Что греха таить, кошки заскребли у меня на душе. А вдруг? Всякое бывает. Пронеси, господи, хотя бы через первый отрезок пути до Копенгагена.
Введенный под руки в самолет все теми же заботливыми и суетливыми дамами, к которым, вероятно, по корпоративному женскому чутью присоединилась и стюардесса, Самуил Яковлевич был бережно опущен в кресло, еще раз окутан шарфами и кашне, и наказы беречься, вовремя ложиться спать, и, не путая, принимать лекарства, перебил лишь вой прогреваемых моторов.
По старой военной привычке не терять в пути времени даром, я уснул сразу же, как только самолет поднялся в воздух. Но вопреки обыкновению проснулся необычайно быстро: кто-то энергично, сильной рукой тряс меня за плечо.
— Голубчик, извините, один, только один вопрос… Вы в авиации свой человек, — возле моего кресла стоял Маршак; шуба, шарфы, боярская шапка и палка с крючком — все это валялось на его кресле, а он стоял преображенный, крепкий, коренастый, энергичный, даже моложавый. — Ведь, кажется, они положили наш багаж в передний отсек? Ведь так? Ведь правда? Я не ошибаюсь?
Мы летели на самолете ИЛ-12, где багаж действительно клали в переднем отсеке, сразу же за пилотской кабиной.
— Там чемоданчик из крокодиловой кожи. Маленький безобидный такой чемоданчик. Голубчик, вы в авиации свой человек, у вас все летчики друзья, как нам достать этот чемоданчик, а? Вы его сразу узнаете — небольшой, крокодиловой кожи. Это сейчас очень важно. И вам, как мне кажется, ничего не стоит уговорить летчиков дать нам этот чемоданчик, ведь вы же написали повесть о летчике…
Уразумев наконец, что от меня хотят, скажу прямо, без особого удовольствия я подтвердил, что чемоданчик крокодиловой кожи, вероятно, достать действительно можно. Но зачем? К чему возиться? Мы же часа через два будем в Копенгагене.
На широком лице Самуила Яковлевича появилось прехитрейшее выражение, отчего лицо еще больше помолодело.
— В этом чемоданчике крокодиловой кожи, голубчик мой, у меня коньячок.

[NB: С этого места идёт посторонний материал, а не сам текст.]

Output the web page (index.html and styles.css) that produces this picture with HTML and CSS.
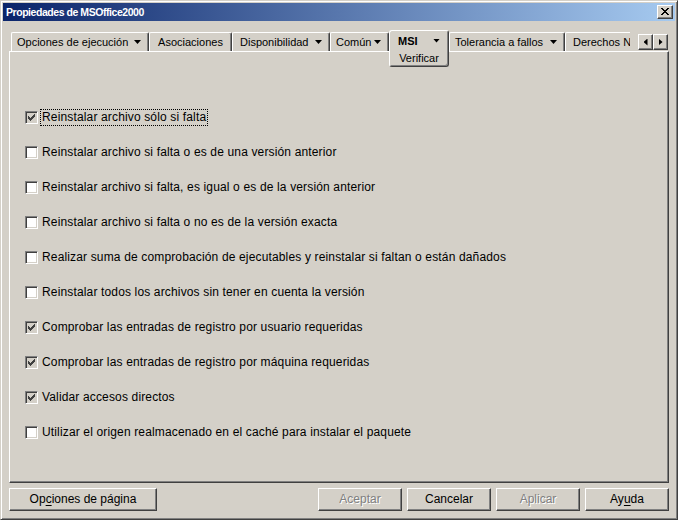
FILE: index.html
```html
<!DOCTYPE html>
<html>
<head>
<meta charset="utf-8">
<link rel="stylesheet" href="styles.css">
</head>
<body>
<div class="window">
  <div class="titlebar">
    <span class="title">Propiedades de MSOffice2000</span>
    <span class="close"><svg width="8" height="7" viewBox="0 0 8 7" shape-rendering="crispEdges"><path d="M0 0h2v1H0zM6 0h2v1H6zM1 1h2v1H1zM5 1h2v1H5zM2 2h4v1H2zM3 3h2v1H3zM2 4h4v1H2zM1 5h2v1H1zM5 5h2v1H5zM0 6h2v1H0zM6 6h2v1H6z" fill="#000"/></svg></span>
  </div>
  <div class="tabrow">
    <div class="tabs">
      <div class="tab tab-opc"><span>Opciones de ejecución</span><i class="arrow"></i></div>
      <div class="tab tab-aso"><span>Asociaciones</span></div>
      <div class="tab tab-dis"><span>Disponibilidad</span><i class="arrow"></i></div>
      <div class="tab tab-com"><span>Común</span><i class="arrow"></i></div>
      <div class="tab-active">
        <div class="tab-line"><b>MSI</b><i class="arrow"></i></div>
        <div class="sub">Verificar</div>
      </div>
      <div class="tab tab-tol"><span>Tolerancia a fallos</span><i class="arrow"></i></div>
      <div class="tab tab-der"><span>Derechos NDS</span></div>
    </div>
    <div class="scroller">
      <span class="sbtn"><i class="tri-left"></i></span><span class="sbtn"><i class="tri-right"></i></span>
    </div>
  </div>
  <div class="panel">
    <div class="row"><span class="cb checked"><svg width="11" height="11" viewBox="0 0 11 11" shape-rendering="crispEdges"><path d="M2 4h1v3H2zM3 5h1v3H3zM4 6h1v3H4zM5 5h1v3H5zM6 4h1v3H6zM7 3h1v3H7zM8 2h1v3H8z"/></svg></span><span class="label focus">Reinstalar archivo sólo si falta</span></div>
    <div class="row"><span class="cb"></span><span class="label">Reinstalar archivo si falta o es de una versión anterior</span></div>
    <div class="row"><span class="cb"></span><span class="label">Reinstalar archivo si falta, es igual o es de la versión anterior</span></div>
    <div class="row"><span class="cb"></span><span class="label">Reinstalar archivo si falta o no es de la versión exacta</span></div>
    <div class="row"><span class="cb"></span><span class="label">Realizar suma de comprobación de ejecutables y reinstalar si faltan o están dañados</span></div>
    <div class="row"><span class="cb"></span><span class="label">Reinstalar todos los archivos sin tener en cuenta la versión</span></div>
    <div class="row"><span class="cb checked"><svg width="11" height="11" viewBox="0 0 11 11" shape-rendering="crispEdges"><path d="M2 4h1v3H2zM3 5h1v3H3zM4 6h1v3H4zM5 5h1v3H5zM6 4h1v3H6zM7 3h1v3H7zM8 2h1v3H8z"/></svg></span><span class="label">Comprobar las entradas de registro por usuario requeridas</span></div>
    <div class="row"><span class="cb checked"><svg width="11" height="11" viewBox="0 0 11 11" shape-rendering="crispEdges"><path d="M2 4h1v3H2zM3 5h1v3H3zM4 6h1v3H4zM5 5h1v3H5zM6 4h1v3H6zM7 3h1v3H7zM8 2h1v3H8z"/></svg></span><span class="label">Comprobar las entradas de registro por máquina requeridas</span></div>
    <div class="row"><span class="cb checked"><svg width="11" height="11" viewBox="0 0 11 11" shape-rendering="crispEdges"><path d="M2 4h1v3H2zM3 5h1v3H3zM4 6h1v3H4zM5 5h1v3H5zM6 4h1v3H6zM7 3h1v3H7zM8 2h1v3H8z"/></svg></span><span class="label">Validar accesos directos</span></div>
    <div class="row"><span class="cb"></span><span class="label">Utilizar el origen realmacenado en el caché para instalar el paquete</span></div>
  </div>
  <div class="buttons">
    <span class="btn btn-wide">Op<u>c</u>iones de página</span>
    <span class="spacer"></span>
    <div class="btn-group">
      <span class="btn disabled">Aceptar</span>
      <span class="btn">Cancelar</span>
      <span class="btn disabled">Aplicar</span>
      <span class="btn">Ay<u>u</u>da</span>
    </div>
  </div>
</div>
</body>
</html>
```
FILE: styles.css
```css
html, body {
  margin: 0;
  padding: 0;
}
body {
  width: 678px;
  height: 520px;
  background: #d4d0c8;
  font-family: "Liberation Sans", Arial, sans-serif;
  font-size: 12px;
  color: #000;
  overflow: hidden;
}
.window {
  width: 678px;
  height: 520px;
  box-sizing: border-box;
  border: 1px solid;
  border-color: #d4d0c8 #404040 #404040 #d4d0c8;
  box-shadow: inset 1px 1px #fff, inset -1px -1px #808080;
  padding: 2px;
  display: flex;
  flex-direction: column;
}
.titlebar {
  height: 18px;
  flex: none;
  display: flex;
  align-items: center;
  justify-content: space-between;
  padding: 0 2px 0 3px;
  background: linear-gradient(to right, #0a246a, #a6caf0);
}
.title {
  color: #fff;
  font-weight: bold;
  font-size: 10.5px;
  letter-spacing: -0.45px;
}
.close {
  width: 16px;
  height: 14px;
  box-sizing: border-box;
  background: #d4d0c8;
  border: 1px solid;
  border-color: #fff #404040 #404040 #fff;
  box-shadow: inset -1px -1px #808080;
  display: flex;
  align-items: center;
  justify-content: center;
  padding: 0 1px 1px 0;
}
.close svg { display: block; }

/* tabs */
.tabrow {
  height: 21px;
  flex: none;
  margin: 9px 6px 0 8px;
  display: flex;
  align-items: flex-start;
}
.tabs {
  width: 619px;
  height: 21px;
  flex: none;
  display: flex;
  align-items: flex-start;
  overflow-x: clip;
  overflow-y: visible;
  font-size: 11px;
}
.tab {
  flex: none;
  margin-top: 2px;
  height: 19px;
  box-sizing: border-box;
  border-top: 1px solid #fff;
  border-left: 1px solid #fff;
  border-right: 1px solid #404040;
  border-radius: 2px 2px 0 0;
  box-shadow: inset -1px 0 #808080;
  display: flex;
  align-items: center;
  padding: 0 7px 0 5px;
  white-space: nowrap;
}
.tab-opc { width: 138px; }
.tab-aso { width: 83px; justify-content: center; padding: 0; }
.tab-dis { width: 98px; padding-left: 7px; }
.tab-com { width: 59px; padding-left: 5px; }
.tab-tol { width: 116px; padding-left: 5px; }
.tab-der { width: 90px; padding-left: 7px; }
.arrow {
  display: block;
  flex: none;
  width: 7px;
  height: 4px;
  background: #000;
  clip-path: polygon(0 0, 100% 0, 50% 100%);
  margin-left: auto;
}
.tab-active {
  flex: none;
  position: relative;
  z-index: 2;
  width: 60px;
  height: 37px;
  box-sizing: border-box;
  background: #d4d0c8;
  border: 1px solid;
  border-color: #fff #404040 #404040 #fff;
  border-radius: 3px;
  box-shadow: inset -1px -1px #808080;
  padding: 2px 0 0 0;
}
.tab-line {
  display: flex;
  align-items: center;
  height: 15px;
  padding: 0 8px;
}
.sub {
  text-align: center;
  margin-top: 3px;
  line-height: 14px;
}
.scroller {
  display: flex;
  margin-left: 8px;
  margin-top: 4px;
}
.sbtn {
  width: 15px;
  height: 16px;
  box-sizing: border-box;
  border: 1px solid;
  border-color: #fff #404040 #404040 #fff;
  box-shadow: inset -1px -1px #808080;
  display: flex;
  align-items: center;
  justify-content: center;
}
.tri-left, .tri-right {
  display: block;
  width: 4px;
  height: 7px;
  background: #000;
}
.tri-left { clip-path: polygon(100% 0, 100% 100%, 0 50%); }
.tri-right { clip-path: polygon(0 0, 0 100%, 100% 50%); }

/* panel */
.panel {
  flex: none;
  height: 432px;
  margin: 0 6px;
  box-sizing: border-box;
  border: 1px solid;
  border-color: #fff #404040 #404040 #fff;
  box-shadow: inset -1px -1px #808080;
  padding: 57px 0 0 15px;
  display: flex;
  flex-direction: column;
  gap: 18px;
}
.row {
  height: 17px;
  display: flex;
  align-items: center;
}
.cb {
  width: 13px;
  height: 13px;
  flex: none;
  box-sizing: border-box;
  border: 1px solid;
  border-color: #808080 #fff #fff #808080;
  box-shadow: inset 1px 1px #404040, inset -1px -1px #d4d0c8;
  background: #fff;
}
.cb.checked { background: #d4d0c8; }
.cb svg { display: block; fill: #404040; }
.label {
  margin-left: 2px;
  padding: 0 1px;
  border: 1px dotted transparent;
  line-height: 15px;
  white-space: nowrap;
  letter-spacing: 0.15px;
}
.label.focus { border-color: #000; }

/* buttons */
.buttons {
  flex: none;
  display: flex;
  margin: 5px 6px 0;
  height: 23px;
}
.spacer { flex: 1; }
.btn-group {
  display: flex;
  gap: 5px;
}
.btn {
  width: 84px;
  height: 23px;
  box-sizing: border-box;
  border: 1px solid;
  border-color: #fff #404040 #404040 #fff;
  box-shadow: inset -1px -1px #808080;
  background: #d4d0c8;
  display: flex;
  align-items: center;
  justify-content: center;
  padding-bottom: 1px;
}
.btn-wide { width: 148px; }
.btn.disabled {
  color: #808080;
  text-shadow: 1px 1px #fff;
}
u { text-decoration: underline; text-underline-offset: 2px; }
```
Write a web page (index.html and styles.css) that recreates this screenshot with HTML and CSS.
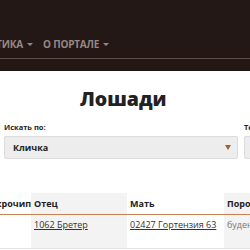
FILE: index.html
```html
<!DOCTYPE html>
<html lang="ru">
<head>
<meta charset="utf-8">
<link rel="stylesheet" href="styles.css">
</head>
<body>
<header class="site-header">
  <nav class="nav">
    <ul class="nav-list">
      <li class="nav-item">АНАЛИТИКА <span class="caret"></span></li>
      <li class="nav-item">О ПОРТАЛЕ <span class="caret"></span></li>
    </ul>
  </nav>
</header>
<main class="content">
  <h1 class="title">Лошади</h1>
  <form class="search">
    <div class="field field-main">
      <label class="label">Искать по:</label>
      <div class="select">Кличка <span class="select-arrow"></span></div>
    </div>
    <div class="field field-text">
      <label class="label">Текст</label>
      <div class="select"></div>
    </div>
  </form>
  <table class="table">
    <thead>
      <tr>
        <th class="c-chip">Микрочип</th>
        <th class="c-father shade">Отец</th>
        <th class="c-mother">Мать</th>
        <th class="c-breed shade">Порода</th>
      </tr>
    </thead>
    <tbody>
      <tr>
        <td class="c-chip"></td>
        <td class="c-father shade"><a href="#">1062 Бретер</a></td>
        <td class="c-mother"><a href="#">02427 Гортензия 63</a></td>
        <td class="c-breed shade muted">буденновская</td>
      </tr>
    </tbody>
  </table>
</main>
</body>
</html>
```

FILE: styles.css
```css
html, body {
  margin: 0;
  padding: 0;
  background: #ffffff;
  overflow: hidden;
  width: 250px;
  height: 250px;
}
body {
  font-family: "Open Sans", "Liberation Sans", sans-serif;
  color: #222222;
}
.site-header {
  background: #231816;
  height: 71px;
  box-sizing: border-box;
  padding-top: 37px;
}
.nav {
  border-bottom: 1px solid #5e4b46;
  height: 22px;
  box-sizing: border-box;
}
.nav-list {
  list-style: none;
  margin: 0 0 0 -40px;
  padding: 0;
  display: flex;
  gap: 10px;
  white-space: nowrap;
}
.nav-item {
  font-size: 10px;
  font-weight: 700;
  line-height: 14px;
  color: #988782;
  letter-spacing: -0.2px;
  display: flex;
  align-items: center;
  gap: 4px;
}
.caret {
  width: 0;
  height: 0;
  border-left: 3px solid transparent;
  border-right: 3px solid transparent;
  border-top: 3px solid #988782;
}
.content {
  white-space: nowrap;
}
.title {
  margin: 0;
  padding-top: 16px;
  height: 40px;
  box-sizing: border-box;
  font-size: 19.5px;
  line-height: 24px;
  font-weight: 800;
  color: #222222;
  padding-left: 80px;
  letter-spacing: 0;
}
.search {
  display: flex;
  gap: 6px;
  padding-left: 4px;
  margin-top: 11px;
}
.field {
  flex: none;
}
.field-main {
  width: 234px;
}
.field-text {
  width: 120px;
}
.label {
  display: block;
  font-size: 7.5px;
  font-weight: 700;
  line-height: 10px;
  color: #222;
  margin-bottom: 4px;
}
.select {
  height: 23px;
  box-sizing: border-box;
  background: #ededed;
  border: 1px solid #dcdcdc;
  border-radius: 2px;
  font-size: 9px;
  font-weight: 700;
  line-height: 21px;
  padding-left: 8px;
  color: #222;
  display: flex;
  align-items: center;
  justify-content: space-between;
}
.select-arrow {
  width: 0;
  height: 0;
  border-left: 3px solid transparent;
  border-right: 3px solid transparent;
  border-top: 5px solid #a2612a;
  margin-right: 6px;
}
.table {
  border-collapse: collapse;
  margin-top: 34px;
  margin-left: -22px;
  table-layout: fixed;
  font-size: 9px;
  width: 336px;
}
.table th, .table td {
  box-sizing: border-box;
  overflow: hidden;
}
.table th {
  font-weight: 700;
  text-align: left;
  height: 21px;
  padding: 0 3px;
  vertical-align: middle;
  border-bottom: 1px solid #c9824f;
  color: #222;
}
.table td {
  height: 34px;
  padding: 3px 3px 0;
  vertical-align: top;
  border-bottom: 1px solid #e3e3e3;
}
.c-chip { width: 53px; }
.c-father { width: 96px; }
.c-mother { width: 97px; }
.c-breed { width: 90px; }
.shade { background: #f3f3f3; }
.table a {
  color: #333;
  text-decoration: underline;
}
.muted { color: #777; }
```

Чудесный армянский коньячок, «Двин». Четыре звездочки. Мне кажется, сейчас самая пора пригубить хороший коньячок… Ведь я не ошибаюсь, нет? Ведь на этот счет в авиации нет каких-нибудь предрассудков?
Предрассудков в авиации на этот счет не было. Бутылка была извлечена из чемоданчика крокодиловой кожи и прогуливалась по всему салону. Пассажиры пришли в отличное настроение, и я больше всех, ибо видения сердечных приступов, нитроглицерина, свинцового гроба — все, что обступало меня на аэродроме, исчезло, сгинуло после пары рюмок. Передо мной был совсем другой, незнакомый, веселый, жизнерадостный Маршак, с жизнерадостной скороговорочкой, с юношеской озорцой, и веселые чертики, теперь уже не таясь, прыгали в его близоруких глазах за толстыми стеклами очков.
Вот с этим-то, новым для меня, Маршаком, обаятельным и жизнерадостным, совсем не похожим на расслабленного, избалованного старика, каким он выглядел в окружении заботливых дам на аэродроме, мы с профессором Елистратовой и сыном Маршака, инженером, которого Самуил Яковлевич звал Маршак-юниор, и совершили двухнедельное путешествие по бёрнсовским местам Шотландии и Англии. Это путешествие сейчас, много лет спустя, вспоминается как одна из самых интересных поездок.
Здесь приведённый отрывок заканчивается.